Stories involving Tom Thumb include typical fairy tale plot lines such as killing giants, wooing various women and embarking on innumerable other tasks in order to achieve/gain/prove something. These tasks are further complicated by the size of Tom Thumb, though he inevitably manages to utilize his tiny size to overcome obstacles in his way in roundabout ways. With unsettling frequency he gets eaten by various animals and escapes by various means, including cutting his way out, yelling so that a nearby parson thinks the animal is possessed, and just getting pooped out.

The origin of Tom Thumb is often cited as a poor, childless couple in the days of King Arthur allowing an old beggar (secretly the magician Merlin) to take refreshment in their home. The couple longs for a son and would be content even if he was no bigger than a thumb. Amused by this notion, Merlin casts a spell which resulted in the birth of the diminutive Tom Thumb. The tiny child is blessed by the fairy queen.

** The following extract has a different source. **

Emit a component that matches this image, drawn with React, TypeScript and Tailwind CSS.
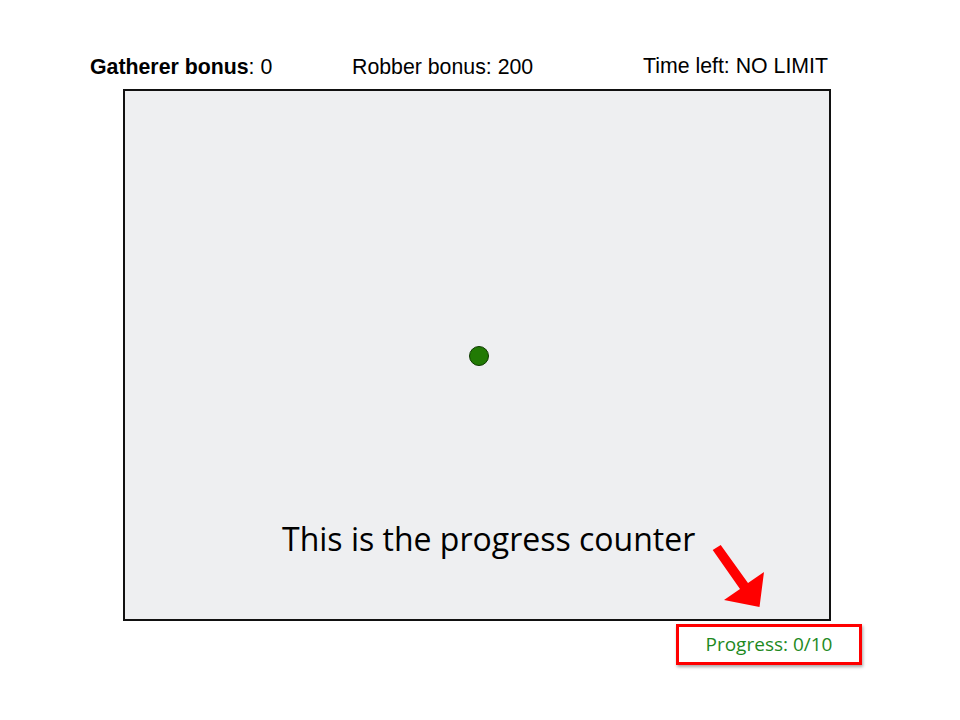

The most notable Tom Thumb stories include Richard Johnson's The History of Tom Thumbe published in 1621. A 1730 play by English dramatist Henry Fielding by the same name name, and which he rewrote in 1731 as The Tragedy of Tragedies. A 1958 movie musical stars Russ Tamblyn as Tom. Chuck Jones did two radically different cartoons based on the story for Warner Brothers, decades apart: the Disneyesque "Tom Thumb In Trouble," and the Pythonesque "I Was a Teenage Thumb."

The Aarne Thompson type is 700; see Thumbelina for the Distaff Counterpart. Full text here; there are similar tales in many countries.